We tried to place Alessandro back at Don Guanella, but it didn't work. With the tracheotomy, they wouldn't accept him. We went around to other facilities for severely disabled people. Nothing worked. Sandro stayed home with his elderly grandfather, who also had disabilities, and a rotating group of young people doing military service. It was a disaster. Alessandro was used to socializing with many people. We kept asking ourselves: what was the point of teaching him to be so social if we had to keep him alone at home with a disabled grandfather?
In the evenings, whenever we could, we'd take him with us—to sing in a polyphonic choir, to go shopping, to dinner with friends. As soon as he saw me arrive, he'd say: "Let's go." He didn't even care where. The important thing was to go.

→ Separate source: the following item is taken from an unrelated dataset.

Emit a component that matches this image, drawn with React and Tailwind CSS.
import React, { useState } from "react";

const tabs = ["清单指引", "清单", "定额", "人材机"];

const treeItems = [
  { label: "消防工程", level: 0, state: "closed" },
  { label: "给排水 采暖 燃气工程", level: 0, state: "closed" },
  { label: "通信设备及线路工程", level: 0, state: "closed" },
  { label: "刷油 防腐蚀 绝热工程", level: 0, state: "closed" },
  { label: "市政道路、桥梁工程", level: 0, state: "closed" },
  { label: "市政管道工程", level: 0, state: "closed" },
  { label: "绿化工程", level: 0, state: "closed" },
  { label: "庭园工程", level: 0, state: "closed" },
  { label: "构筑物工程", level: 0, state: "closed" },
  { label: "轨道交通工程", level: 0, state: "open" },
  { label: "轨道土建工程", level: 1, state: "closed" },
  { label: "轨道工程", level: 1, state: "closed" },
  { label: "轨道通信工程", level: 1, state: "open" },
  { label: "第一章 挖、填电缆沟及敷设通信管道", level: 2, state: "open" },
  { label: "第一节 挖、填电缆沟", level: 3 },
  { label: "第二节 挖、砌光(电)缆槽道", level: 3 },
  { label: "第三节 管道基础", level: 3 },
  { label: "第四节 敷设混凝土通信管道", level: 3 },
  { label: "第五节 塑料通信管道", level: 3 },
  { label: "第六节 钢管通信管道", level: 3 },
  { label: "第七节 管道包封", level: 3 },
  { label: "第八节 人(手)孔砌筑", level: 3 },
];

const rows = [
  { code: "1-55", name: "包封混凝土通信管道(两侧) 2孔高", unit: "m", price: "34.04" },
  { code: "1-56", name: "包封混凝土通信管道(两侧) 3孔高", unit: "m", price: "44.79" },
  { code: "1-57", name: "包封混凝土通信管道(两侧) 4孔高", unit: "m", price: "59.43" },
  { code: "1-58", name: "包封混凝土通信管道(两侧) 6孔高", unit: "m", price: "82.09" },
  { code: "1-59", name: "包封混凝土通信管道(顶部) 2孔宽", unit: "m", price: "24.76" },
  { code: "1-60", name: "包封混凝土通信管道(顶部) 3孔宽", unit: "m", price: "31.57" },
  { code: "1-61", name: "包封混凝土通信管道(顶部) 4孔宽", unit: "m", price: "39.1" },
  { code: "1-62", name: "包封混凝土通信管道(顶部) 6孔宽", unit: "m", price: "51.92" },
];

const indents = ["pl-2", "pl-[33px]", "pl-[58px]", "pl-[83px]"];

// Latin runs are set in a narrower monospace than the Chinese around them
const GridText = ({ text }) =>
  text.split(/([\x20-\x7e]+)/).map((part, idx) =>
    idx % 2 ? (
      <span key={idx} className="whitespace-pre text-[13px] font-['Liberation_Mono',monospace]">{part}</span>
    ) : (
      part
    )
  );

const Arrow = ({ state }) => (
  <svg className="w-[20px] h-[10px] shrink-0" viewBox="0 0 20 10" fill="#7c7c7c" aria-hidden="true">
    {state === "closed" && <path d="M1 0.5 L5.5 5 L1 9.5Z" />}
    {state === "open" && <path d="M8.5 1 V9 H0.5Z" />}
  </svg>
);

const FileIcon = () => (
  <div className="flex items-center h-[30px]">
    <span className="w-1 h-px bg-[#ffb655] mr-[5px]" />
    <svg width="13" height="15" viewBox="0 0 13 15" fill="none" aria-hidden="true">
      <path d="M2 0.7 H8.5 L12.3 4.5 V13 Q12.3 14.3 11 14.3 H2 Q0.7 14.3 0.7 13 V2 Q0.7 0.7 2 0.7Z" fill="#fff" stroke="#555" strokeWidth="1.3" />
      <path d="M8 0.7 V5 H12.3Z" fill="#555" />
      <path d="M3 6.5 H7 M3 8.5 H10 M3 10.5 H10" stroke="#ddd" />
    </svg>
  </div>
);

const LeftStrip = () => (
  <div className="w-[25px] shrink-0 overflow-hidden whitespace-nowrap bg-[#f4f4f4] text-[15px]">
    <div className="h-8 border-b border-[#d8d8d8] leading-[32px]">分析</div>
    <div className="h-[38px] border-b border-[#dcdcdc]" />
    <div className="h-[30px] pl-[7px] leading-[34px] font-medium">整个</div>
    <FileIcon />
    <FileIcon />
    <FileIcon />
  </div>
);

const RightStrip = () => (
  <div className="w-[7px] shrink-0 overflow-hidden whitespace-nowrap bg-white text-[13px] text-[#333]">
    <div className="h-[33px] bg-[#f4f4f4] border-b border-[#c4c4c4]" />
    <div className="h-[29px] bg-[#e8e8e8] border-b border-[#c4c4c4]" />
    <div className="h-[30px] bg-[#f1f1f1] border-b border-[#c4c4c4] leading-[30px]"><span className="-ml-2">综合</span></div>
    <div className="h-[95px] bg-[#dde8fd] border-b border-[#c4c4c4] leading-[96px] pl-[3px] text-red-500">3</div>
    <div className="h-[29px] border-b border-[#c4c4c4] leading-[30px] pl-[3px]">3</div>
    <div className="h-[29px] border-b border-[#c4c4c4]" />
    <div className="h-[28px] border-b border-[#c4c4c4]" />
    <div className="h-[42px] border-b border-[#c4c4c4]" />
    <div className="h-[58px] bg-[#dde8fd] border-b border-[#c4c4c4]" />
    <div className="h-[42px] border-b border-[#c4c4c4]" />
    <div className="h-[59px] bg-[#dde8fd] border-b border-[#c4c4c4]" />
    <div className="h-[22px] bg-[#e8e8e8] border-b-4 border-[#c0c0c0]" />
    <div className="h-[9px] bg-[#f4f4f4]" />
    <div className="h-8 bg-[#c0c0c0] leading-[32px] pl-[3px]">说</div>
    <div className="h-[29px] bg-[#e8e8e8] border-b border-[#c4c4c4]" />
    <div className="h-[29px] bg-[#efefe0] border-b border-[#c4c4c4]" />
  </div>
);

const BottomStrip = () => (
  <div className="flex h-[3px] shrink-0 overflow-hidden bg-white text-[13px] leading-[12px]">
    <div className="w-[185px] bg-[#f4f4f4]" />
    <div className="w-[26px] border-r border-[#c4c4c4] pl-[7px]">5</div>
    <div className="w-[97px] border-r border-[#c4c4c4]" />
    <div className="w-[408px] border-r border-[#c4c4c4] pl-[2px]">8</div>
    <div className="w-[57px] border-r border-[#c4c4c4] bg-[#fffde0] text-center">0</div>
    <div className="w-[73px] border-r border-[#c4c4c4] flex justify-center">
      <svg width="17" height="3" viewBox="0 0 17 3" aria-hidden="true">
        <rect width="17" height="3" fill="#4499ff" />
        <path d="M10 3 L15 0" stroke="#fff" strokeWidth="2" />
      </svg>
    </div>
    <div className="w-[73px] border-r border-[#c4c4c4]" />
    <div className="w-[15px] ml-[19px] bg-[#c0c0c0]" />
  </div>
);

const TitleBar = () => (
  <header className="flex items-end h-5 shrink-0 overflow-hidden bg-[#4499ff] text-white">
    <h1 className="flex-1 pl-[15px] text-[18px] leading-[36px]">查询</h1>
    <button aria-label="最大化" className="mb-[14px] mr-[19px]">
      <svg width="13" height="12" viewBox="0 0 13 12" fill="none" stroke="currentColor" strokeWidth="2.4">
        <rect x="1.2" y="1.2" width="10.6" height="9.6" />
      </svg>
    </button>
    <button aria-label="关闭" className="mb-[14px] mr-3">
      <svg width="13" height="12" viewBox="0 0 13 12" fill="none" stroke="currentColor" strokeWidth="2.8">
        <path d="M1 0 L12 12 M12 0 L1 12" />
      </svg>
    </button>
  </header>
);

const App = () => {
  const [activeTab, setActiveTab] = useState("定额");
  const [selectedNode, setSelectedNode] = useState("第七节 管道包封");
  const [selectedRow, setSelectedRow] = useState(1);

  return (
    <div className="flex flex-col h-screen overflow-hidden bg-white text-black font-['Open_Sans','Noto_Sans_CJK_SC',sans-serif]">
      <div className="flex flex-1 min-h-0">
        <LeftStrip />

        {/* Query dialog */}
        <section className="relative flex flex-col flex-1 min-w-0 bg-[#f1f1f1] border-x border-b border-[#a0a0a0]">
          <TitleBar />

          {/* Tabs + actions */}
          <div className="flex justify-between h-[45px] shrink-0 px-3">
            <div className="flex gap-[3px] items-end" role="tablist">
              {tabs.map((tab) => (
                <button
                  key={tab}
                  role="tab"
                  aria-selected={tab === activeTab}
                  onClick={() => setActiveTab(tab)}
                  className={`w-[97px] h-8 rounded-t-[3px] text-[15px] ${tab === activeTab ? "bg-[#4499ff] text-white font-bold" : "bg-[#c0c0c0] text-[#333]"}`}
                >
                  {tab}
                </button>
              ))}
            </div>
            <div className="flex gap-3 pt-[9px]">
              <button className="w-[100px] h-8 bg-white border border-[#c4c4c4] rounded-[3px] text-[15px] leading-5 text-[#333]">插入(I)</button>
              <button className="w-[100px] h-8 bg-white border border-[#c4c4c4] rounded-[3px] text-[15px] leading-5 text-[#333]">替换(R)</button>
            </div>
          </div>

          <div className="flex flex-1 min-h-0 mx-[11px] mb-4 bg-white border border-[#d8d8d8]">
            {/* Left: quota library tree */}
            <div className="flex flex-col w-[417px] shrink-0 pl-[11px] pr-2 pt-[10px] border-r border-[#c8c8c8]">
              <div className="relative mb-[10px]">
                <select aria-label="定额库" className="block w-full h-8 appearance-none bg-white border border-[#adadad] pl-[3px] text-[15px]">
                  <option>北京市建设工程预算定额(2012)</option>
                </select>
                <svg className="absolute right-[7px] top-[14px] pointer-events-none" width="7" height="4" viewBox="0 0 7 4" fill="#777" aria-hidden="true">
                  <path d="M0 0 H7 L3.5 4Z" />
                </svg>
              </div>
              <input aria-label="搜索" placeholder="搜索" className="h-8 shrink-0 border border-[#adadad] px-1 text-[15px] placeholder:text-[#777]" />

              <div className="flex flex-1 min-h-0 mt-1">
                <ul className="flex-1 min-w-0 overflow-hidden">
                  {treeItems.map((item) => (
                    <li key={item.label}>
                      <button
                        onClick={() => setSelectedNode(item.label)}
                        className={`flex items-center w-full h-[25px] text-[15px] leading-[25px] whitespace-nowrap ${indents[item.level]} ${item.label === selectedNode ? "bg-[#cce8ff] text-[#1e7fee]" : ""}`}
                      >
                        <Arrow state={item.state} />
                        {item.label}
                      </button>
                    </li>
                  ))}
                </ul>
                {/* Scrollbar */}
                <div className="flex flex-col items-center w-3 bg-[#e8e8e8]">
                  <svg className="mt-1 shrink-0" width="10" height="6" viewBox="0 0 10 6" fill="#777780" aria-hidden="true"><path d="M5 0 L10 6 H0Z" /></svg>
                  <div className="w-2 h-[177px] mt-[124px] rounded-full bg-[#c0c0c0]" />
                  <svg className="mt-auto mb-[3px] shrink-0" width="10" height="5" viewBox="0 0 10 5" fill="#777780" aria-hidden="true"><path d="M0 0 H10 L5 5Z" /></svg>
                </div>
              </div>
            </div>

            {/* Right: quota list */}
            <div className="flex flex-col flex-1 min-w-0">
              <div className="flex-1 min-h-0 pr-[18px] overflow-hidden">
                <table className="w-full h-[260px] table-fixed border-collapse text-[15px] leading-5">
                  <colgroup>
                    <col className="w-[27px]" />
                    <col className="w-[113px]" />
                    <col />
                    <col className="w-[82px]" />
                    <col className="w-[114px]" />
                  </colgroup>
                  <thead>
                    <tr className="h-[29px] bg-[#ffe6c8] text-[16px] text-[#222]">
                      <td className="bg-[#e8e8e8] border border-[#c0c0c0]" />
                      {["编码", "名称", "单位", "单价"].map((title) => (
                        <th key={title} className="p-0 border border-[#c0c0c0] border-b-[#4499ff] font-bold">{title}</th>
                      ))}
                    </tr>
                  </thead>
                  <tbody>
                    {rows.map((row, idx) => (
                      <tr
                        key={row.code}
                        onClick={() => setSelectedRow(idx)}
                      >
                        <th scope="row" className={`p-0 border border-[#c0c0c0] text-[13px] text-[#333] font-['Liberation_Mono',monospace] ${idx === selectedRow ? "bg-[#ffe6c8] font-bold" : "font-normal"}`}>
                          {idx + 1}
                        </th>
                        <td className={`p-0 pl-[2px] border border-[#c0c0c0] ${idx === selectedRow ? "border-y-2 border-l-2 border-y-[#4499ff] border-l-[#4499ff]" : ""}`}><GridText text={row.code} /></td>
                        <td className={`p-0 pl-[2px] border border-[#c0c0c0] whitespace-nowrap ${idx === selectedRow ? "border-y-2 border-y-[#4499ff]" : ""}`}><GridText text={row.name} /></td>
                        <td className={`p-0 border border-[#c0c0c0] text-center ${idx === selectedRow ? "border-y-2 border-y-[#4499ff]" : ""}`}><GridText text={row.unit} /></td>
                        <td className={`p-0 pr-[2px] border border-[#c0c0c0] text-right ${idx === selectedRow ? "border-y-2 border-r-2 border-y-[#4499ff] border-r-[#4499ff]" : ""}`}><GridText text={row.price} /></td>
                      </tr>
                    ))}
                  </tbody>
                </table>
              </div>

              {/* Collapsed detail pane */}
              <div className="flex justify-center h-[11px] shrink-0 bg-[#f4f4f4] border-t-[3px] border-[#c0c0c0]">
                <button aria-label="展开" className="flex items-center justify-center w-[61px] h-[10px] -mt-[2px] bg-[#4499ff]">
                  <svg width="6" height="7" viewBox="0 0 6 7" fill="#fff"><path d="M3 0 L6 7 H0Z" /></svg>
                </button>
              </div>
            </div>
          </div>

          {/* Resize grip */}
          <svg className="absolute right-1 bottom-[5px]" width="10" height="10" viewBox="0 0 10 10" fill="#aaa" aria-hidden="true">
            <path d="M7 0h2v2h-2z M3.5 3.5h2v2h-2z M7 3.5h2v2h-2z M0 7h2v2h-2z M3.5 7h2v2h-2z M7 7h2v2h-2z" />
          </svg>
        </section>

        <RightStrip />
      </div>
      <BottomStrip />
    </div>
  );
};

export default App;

After two years of pressing the doctors at Gemelli with data, photos, test results, they showed me a picture of a little girl described by Professor Costello. We saw she looked like Sandrino. An article was published. Soon we began hearing from families around the world with similar children. This is how Costello Syndrome was discovered. There was so much hope, but it came to nothing. He had many biopsies—skin, bone, bone marrow. His heart began to fail. He stopped walking and used a wheelchair. He used a walker around the house, just like his grandfather. After several bouts of pneumonia from a serious infection, he died. He was thirty-three. It was 2001.
If his birth day was the most beautiful, even with a tightness in my chest, his death day was strangely not sad. Alessandro was no longer suffering. He didn't need suctioning anymore. He didn't have to endure the pity and disgust people showed because of his tracheotomy. From the day he was born, one feeling never left me: anger. In 2005, we learned that this syndrome was caused by a de novo mutation in the HRAS gene, resulting from an accumulation of a protein called tyrosine.
Ten years have passed. In 2006, together with other mothers, I founded the Italian Association for Costello and CFC Syndromes, which includes mutations called RASopathies, from the RAS genetic cascade. I'm now the president. This allows me to help parents fighting the problems of this devastating syndrome. We work with researchers and hope we're getting close to a cure.